Elwood and Wood, who have written official guides for TV's Cosmos series, go out of their way to relate the ""vast and fantastic universe"" to readers' interest and experience. In place of Sagan's enthusiastic delivery, we get exclamation points; and there are frequent subheadings to break up snatches of information which seem arranged to accommodate short attention spans. ""In the beginning,"" Elwood and Wood begin, ""the solar system was like a huge bumper car palace. Crashes were happening all the time. . . ."" Chapter two begins with half a million people watching"" a spectacular event--the launching of the space shuttle Columbia!"" Similarly, we learn that the earth was formed from particles ""rushing around in space like bees in a beehive""; Mars is introduced via the ""War of the Worlds"" broadcast; and the chapter on Jupiter, titled ""Starring Jupiter and a Cast of Moons,"" starts out, ""One of the most spectacular movies ever made was beamed to us from hundreds of thousands of miles away by the Voyagers.
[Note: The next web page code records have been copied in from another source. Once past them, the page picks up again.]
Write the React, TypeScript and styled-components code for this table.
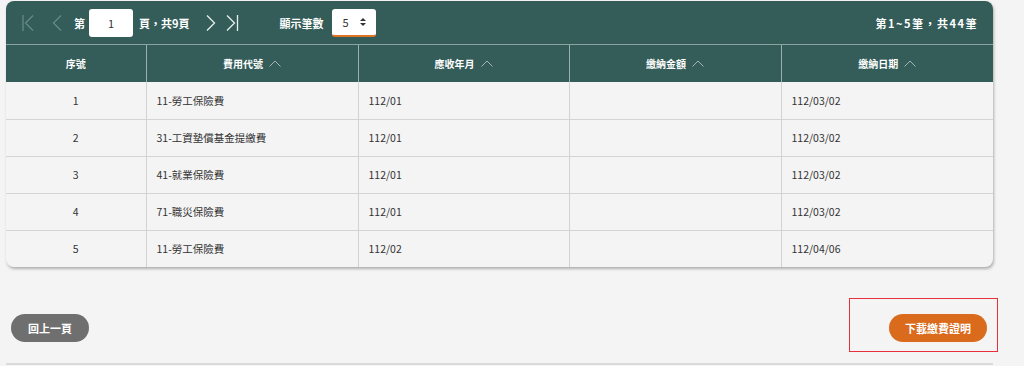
import React from "react";
import styled, { createGlobalStyle } from "styled-components";

const Global = createGlobalStyle`
  html, body { margin: 0; padding: 0; background: #f4f4f4; }
  body { font-family: "Noto Sans CJK TC", "Noto Sans", sans-serif; color: #333; }
  * { box-sizing: border-box; }
`;

const Page = styled.div`
  width: 1024px;
  height: 366px;
  padding: 1px 0 0 6px;
  overflow: hidden;
`;

const Card = styled.div`
  width: 987px;
  background: #f4f4f4;
  border-radius: 8px;
  overflow: hidden;
  box-shadow: 1px 2px 3px rgba(0, 0, 0, 0.28);
`;

const Toolbar = styled.div`
  height: 44px;
  background: #345d59;
  display: flex;
  align-items: center;
  padding: 0 15px 0 16px;
  font-size: 11px;
  font-weight: 700;
  color: #fff;
  border-bottom: 1px solid #8aa3a0;
`;

const NavBtn = styled.span<{ $dim?: boolean; $mr?: number }>`
  display: inline-flex;
  width: 14px;
  height: 16px;
  color: ${(p) => (p.$dim ? "#668a86" : "#e8eeee")};
  margin-right: ${(p) => p.$mr ?? 0}px;
`;

const Label = styled.span<{ $ml?: number; $mr?: number; $ls?: number }>`
  margin-left: ${(p) => p.$ml ?? 0}px;
  margin-right: ${(p) => p.$mr ?? 0}px;
  letter-spacing: ${(p) => p.$ls ?? 0}px;
  white-space: nowrap;
`;

const PageInput = styled.div`
  width: 44px;
  height: 28px;
  background: #fff;
  border-radius: 3px;
  color: #333;
  font-weight: 400;
  display: flex;
  align-items: center;
  justify-content: center;
  font-size: 11px;
`;

const Select = styled.div`
  width: 44px;
  height: 28px;
  background: #fff;
  border-radius: 3px;
  border-bottom: 2px solid #e07324;
  color: #333;
  font-weight: 400;
  display: flex;
  align-items: center;
  justify-content: space-between;
  padding: 0 10px 0 11px;
  font-size: 11px;
`;

const Spacer = styled.div`
  flex: 1;
`;

const Table = styled.table`
  width: 100%;
  border-collapse: collapse;
  table-layout: fixed;
`;

const Th = styled.th`
  height: 37px;
  background: #345d59;
  color: #fff;
  font-size: 10px;
  font-weight: 700;
  text-align: center;
  border-left: 1px solid #9ab0ad;
  padding: 0;
  &:first-child { border-left: none; }
`;

const ThInner = styled.span`
  display: inline-flex;
  align-items: center;
  gap: 6px;
`;

const Td = styled.td<{ $center?: boolean }>`
  height: 37px;
  font-size: 10.5px;
  color: #333;
  text-align: ${(p) => (p.$center ? "center" : "left")};
  padding: 0 0 0 ${(p) => (p.$center ? 0 : 10)}px;
  border-left: 1px solid #d2d2d2;
  border-top: 1px solid #d4d4d4;
  &:first-child { border-left: none; }
`;

const Tr = styled.tr`
  &:first-child td { border-top: none; }
`;

const Footer = styled.div`
  width: 987px;
  height: 98px;
  display: flex;
  justify-content: space-between;
  align-items: flex-start;
  padding: 47px 0 0 5px;
  border-bottom: 2px solid #dadada;
`;

const PillButton = styled.button<{ $tone: "gray" | "orange" }>`
  height: 28px;
  padding: 0 ${(p) => (p.$tone === "gray" ? 17 : 16)}px;
  border: none;
  border-radius: 14px;
  background: ${(p) => (p.$tone === "gray" ? "#6f6f6f" : "#da6a1c")};
  color: #fff;
  font-family: "Noto Sans CJK TC", "Noto Sans", sans-serif;
  font-size: 11px;
  font-weight: 700;
  white-space: nowrap;
`;

const Highlight = styled.div`
  width: 149px;
  height: 54px;
  border: 1px solid #e8303c;
  margin-right: -5px;
  margin-top: -16px;
  display: flex;
  justify-content: flex-end;
  padding: 15px 10px 0 0;
`;

const Chevron = ({ dir, bar }: { dir: "l" | "r"; bar?: boolean }) => (
  <svg width="14" height="16" viewBox="0 0 14 16" fill="none" stroke="currentColor" strokeWidth="1.3">
    {dir === "l" ? (
      <>
        <polyline points="11,0.5 3.5,8 11,15.5" />
        {bar && <line x1="1" y1="0" x2="1" y2="16" />}
      </>
    ) : (
      <>
        <polyline points="2,0.5 9.5,8 2,15.5" />
        {bar && <line x1="12.5" y1="0" x2="12.5" y2="16" />}
      </>
    )}
  </svg>
);

const SortUp = () => (
  <svg width="12" height="7" viewBox="0 0 12 7" fill="none" stroke="#9fb6b3" strokeWidth="1">
    <polyline points="0.5,6.5 6,1 11.5,6.5" />
  </svg>
);

const UpDown = () => (
  <svg width="6" height="8" viewBox="0 0 6 8" fill="#333">
    <polygon points="3,0 6,3 0,3" />
    <polygon points="0,5 6,5 3,8" />
  </svg>
);

const rows = [
  ["1", "11-勞工保險費", "112/01", "", "112/03/02"],
  ["2", "31-工資墊償基金提繳費", "112/01", "", "112/03/02"],
  ["3", "41-就業保險費", "112/01", "", "112/03/02"],
  ["4", "71-職災保險費", "112/01", "", "112/03/02"],
  ["5", "11-勞工保險費", "112/02", "", "112/04/06"],
];

const widths = [140, 212, 211, 212, 212];

export default function App() {
  return (
    <>
      <Global />
      <Page>
        <Card>
          <Toolbar>
            <NavBtn $dim $mr={14}><Chevron dir="l" bar /></NavBtn>
            <NavBtn $dim $mr={10}><Chevron dir="l" /></NavBtn>
            <Label $mr={4}>第</Label>
            <PageInput>1</PageInput>
            <Label $ml={6} $mr={15}>頁，共9頁</Label>
            <NavBtn $mr={6}><Chevron dir="r" /></NavBtn>
            <NavBtn><Chevron dir="r" bar /></NavBtn>
            <Label $ml={41} $mr={8}>顯示筆數</Label>
            <Select>
              <span>5</span>
              <UpDown />
            </Select>
            <Spacer />
            <Label $ls={1.5}>第1~5筆，共44筆</Label>
          </Toolbar>
          <Table>
            <colgroup>
              {widths.map((w, i) => (
                <col key={i} style={{ width: w }} />
              ))}
            </colgroup>
            <thead>
              <tr>
                <Th>序號</Th>
                <Th><ThInner>費用代號<SortUp /></ThInner></Th>
                <Th><ThInner>應收年月<SortUp /></ThInner></Th>
                <Th><ThInner>繳納金額<SortUp /></ThInner></Th>
                <Th><ThInner>繳納日期<SortUp /></ThInner></Th>
              </tr>
            </thead>
            <tbody>
              {rows.map((r) => (
                <Tr key={r[0]}>
                  {r.map((c, i) => (
                    <Td key={i} $center={i === 0}>{c}</Td>
                  ))}
                </Tr>
              ))}
            </tbody>
          </Table>
        </Card>
        <Footer>
          <PillButton $tone="gray">回上一頁</PillButton>
          <Highlight>
            <PillButton $tone="orange">下載繳費證明</PillButton>
          </Highlight>
        </Footer>
      </Page>
    </>
  );
}
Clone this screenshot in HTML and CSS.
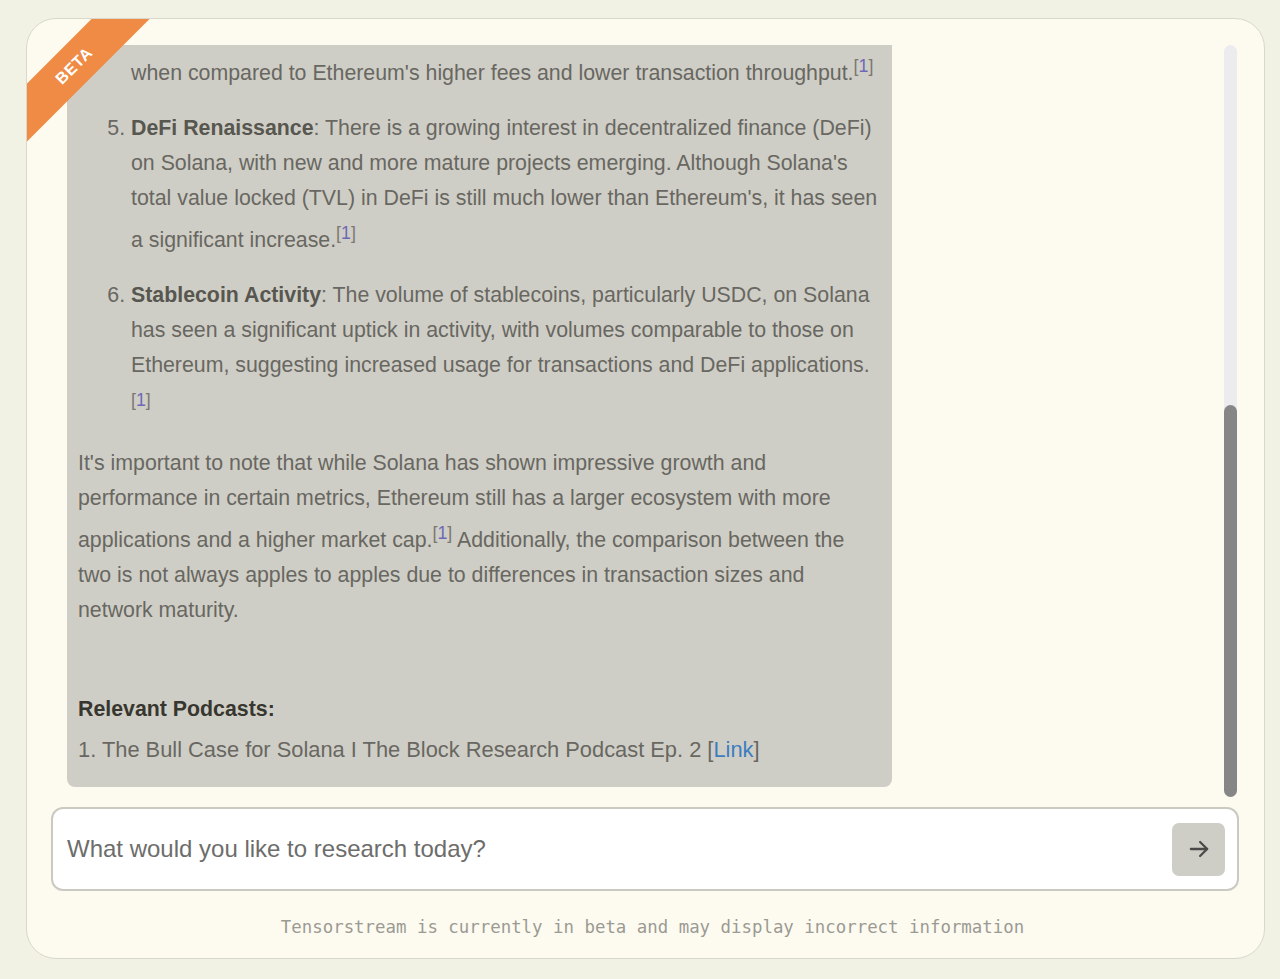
FILE: index.html
```html
<!DOCTYPE html>
<html lang="en">
<head>
<meta charset="utf-8">
<title>Tensorstream</title>
<link rel="stylesheet" href="styles.css">
</head>
<body>
<div class="card">
  <div class="ribbon">BETA</div>
  <div class="chat">
    <div class="messages">
      <div class="bubble">
        <ol class="list list-cont">
          <li>when compared to Ethereum's higher fees and lower transaction throughput.<sup>[<a href="#">1</a>]</sup></li>
        </ol>
        <ol class="list" start="5">
          <li><strong>DeFi Renaissance</strong>: There is a growing interest in decentralized finance (DeFi) on Solana, with new and more mature projects emerging. Although Solana's total value locked (TVL) in DeFi is still much lower than Ethereum's, it has seen a significant increase.<sup>[<a href="#">1</a>]</sup></li>
          <li><strong>Stablecoin Activity</strong>: The volume of stablecoins, particularly USDC, on Solana has seen a significant uptick in activity, with volumes comparable to those on Ethereum, suggesting increased usage for transactions and DeFi applications. <sup>[<a href="#">1</a>]</sup></li>
        </ol>
        <p class="para">It's important to note that while Solana has shown impressive growth and performance in certain metrics, Ethereum still has a larger ecosystem with more applications and a higher market cap.<sup>[<a href="#">1</a>]</sup> Additionally, the comparison between the two is not always apples to apples due to differences in transaction sizes and network maturity.</p>
        <p class="podcasts-title">Relevant Podcasts:</p>
        <p class="podcast">1. The Bull Case for Solana I The Block Research Podcast Ep. 2 [<a class="link" href="#">Link</a>]</p>
      </div>
    </div>
    <div class="scrollbar"><div class="thumb"></div></div>
  </div>
  <form class="composer">
    <input class="prompt" type="text" placeholder="What would you like to research today?">
    <button class="send" type="button" aria-label="Send">
      <svg width="26" height="26" viewBox="0 0 24 24" fill="none" stroke="#4a4a48" stroke-width="2.1" stroke-linecap="round" stroke-linejoin="round"><path d="M4.5 12h15"/><path d="M13 5.5l6.5 6.5-6.5 6.5"/></svg>
    </button>
  </form>
  <p class="disclaimer">Tensorstream is currently in beta and may display incorrect information</p>
</div>
</body>
</html>
```
FILE: styles.css
```css
* { box-sizing: border-box; }

html, body {
  margin: 0;
  height: 100%;
}

body {
  background: #f2f2e4;
  padding: 18px 15px 20px 26px;
  font-family: "Liberation Sans", Arial, Helvetica, sans-serif;
}

.card {
  position: relative;
  height: 941px;
  background: #fdfbf0;
  border: 1px solid #d8d7cb;
  border-radius: 30px;
  overflow: hidden;
  padding: 26px 25px 0 24px;
  display: flex;
  flex-direction: column;
}

.ribbon {
  position: absolute;
  left: -63.5px;
  top: 26px;
  width: 220px;
  height: 41px;
  background: #ef8b44;
  color: #fff;
  font-weight: bold;
  font-size: 16px;
  letter-spacing: 0.6px;
  display: flex;
  align-items: center;
  justify-content: center;
  transform: rotate(-45deg);
  z-index: 5;
}

.chat {
  height: 752px;
  display: flex;
  flex-shrink: 0;
}

.messages {
  flex: 1;
  overflow: hidden;
  padding-left: 16px;
}

.scrollbar {
  width: 13px;
  margin-right: 2px;
  background: #ececee;
  border-radius: 7px;
  display: flex;
  flex-direction: column;
  justify-content: flex-end;
}

.thumb {
  height: 392px;
  background: #868686;
  border-radius: 7px;
}

.bubble {
  width: 825px;
  background: #cfcec6;
  border-radius: 0 0 8px 8px;
  padding: 4px 11px 20px 11px;
  color: #686761;
  font-size: 21.33px;
  line-height: 35px;
}

.list {
  margin: 0;
  padding-left: 53px;
}

.list li {
  margin-top: 20px;
}

.list-cont {
  list-style: none;
}

.list-cont li:first-child {
  margin-top: 0;
}

.list strong {
  color: #57564f;
}

sup {
  font-size: smaller;
  vertical-align: super;
  color: #7a7972;
}

sup a {
  color: #6d69b6;
  text-decoration: none;
}

.para {
  margin: 21px 0 0 0;
}

.podcasts-title {
  margin: 64px 0 0 0;
  font-weight: bold;
  color: #37362f;
}

.podcast {
  margin: 5px 0 0 0;
  font-size: 21.85px;
}

.link {
  color: #3c7dbf;
  text-decoration: none;
}

.composer {
  margin: 10px 0 0 0;
  height: 84px;
  flex-shrink: 0;
  background: #ffffff;
  border: 2px solid #cbcac1;
  border-radius: 12px;
  display: flex;
  align-items: center;
  padding: 0 12px 0 14px;
}

.prompt {
  flex: 1;
  border: none;
  outline: none;
  background: transparent;
  padding: 0;
  font-family: "Liberation Sans", Arial, Helvetica, sans-serif;
  font-size: 24px;
  color: #555;
}

.prompt::placeholder {
  color: #6d6d6b;
}

.send {
  width: 53px;
  height: 53px;
  border: none;
  border-radius: 7px;
  background: #cfcec6;
  display: flex;
  align-items: center;
  justify-content: center;
  padding: 0;
}

.disclaimer {
  margin: 24px 0 0 0;
  padding-left: 15px;
  text-align: center;
  font-family: "DejaVu Sans Mono", "Liberation Mono", monospace;
  font-size: 17.4px;
  line-height: 24px;
  color: #9b9a93;
}
```
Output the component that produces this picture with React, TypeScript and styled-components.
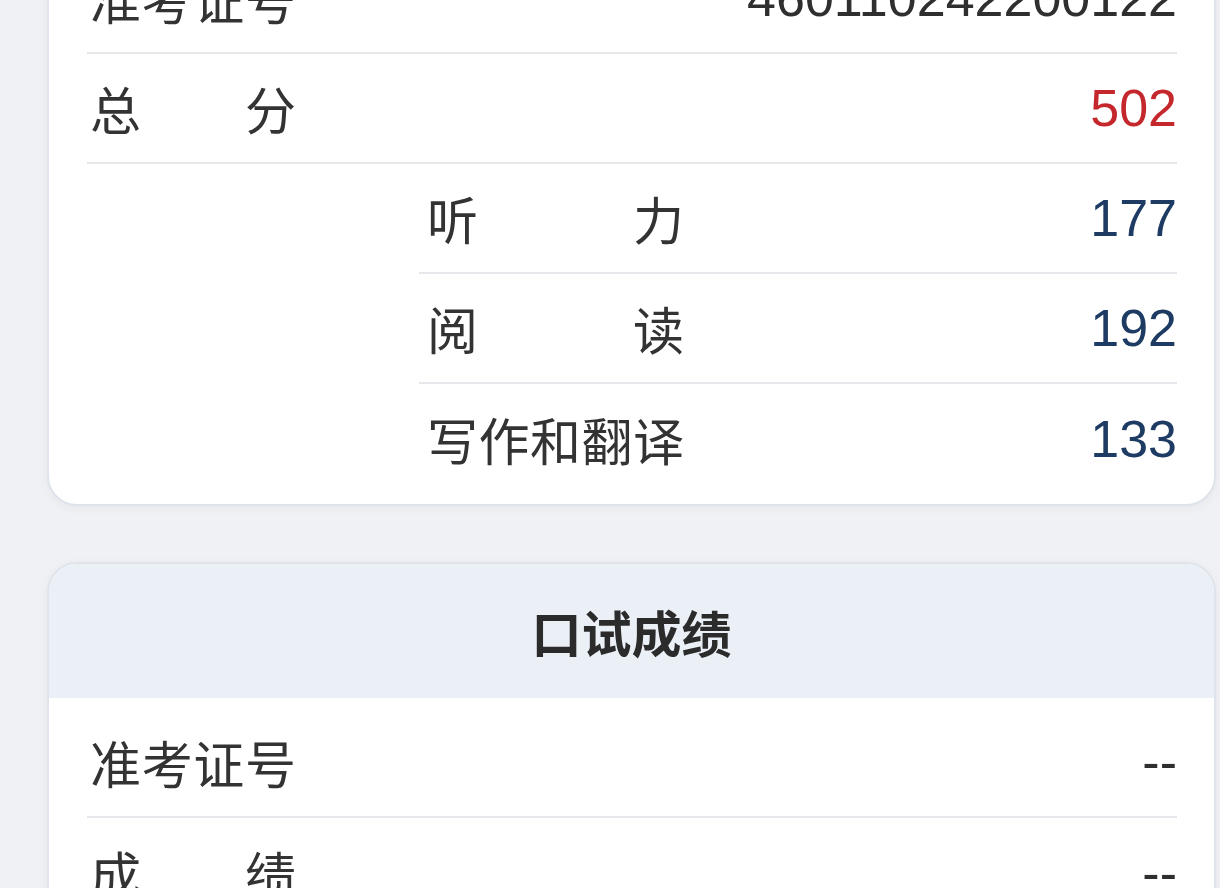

The movie was a double feature with a four-month intermission."" Not all the audience-appeals are so tacky; some analogies are simple and ingenious, as when the view of the expanding universe from earth is compared to the view from a raisin in a rising loaf of bread. The authors never get into any subject, however, because they don't credit readers with a serious or sustained interest. Instead, they touch on every space-related matter they can bring in--from qualifications for an astronaut to colonizing space. Ironically, though heavily photo-illustrated, the book's appearance will attract less casual interest than will the design and photos of Lauber's Journey to the Planets (p. 606, J-128) or Gallants' The Planets (p. 637, J-137), both of which generate more intrinsic interest through shared discovery or carefully developed explanations.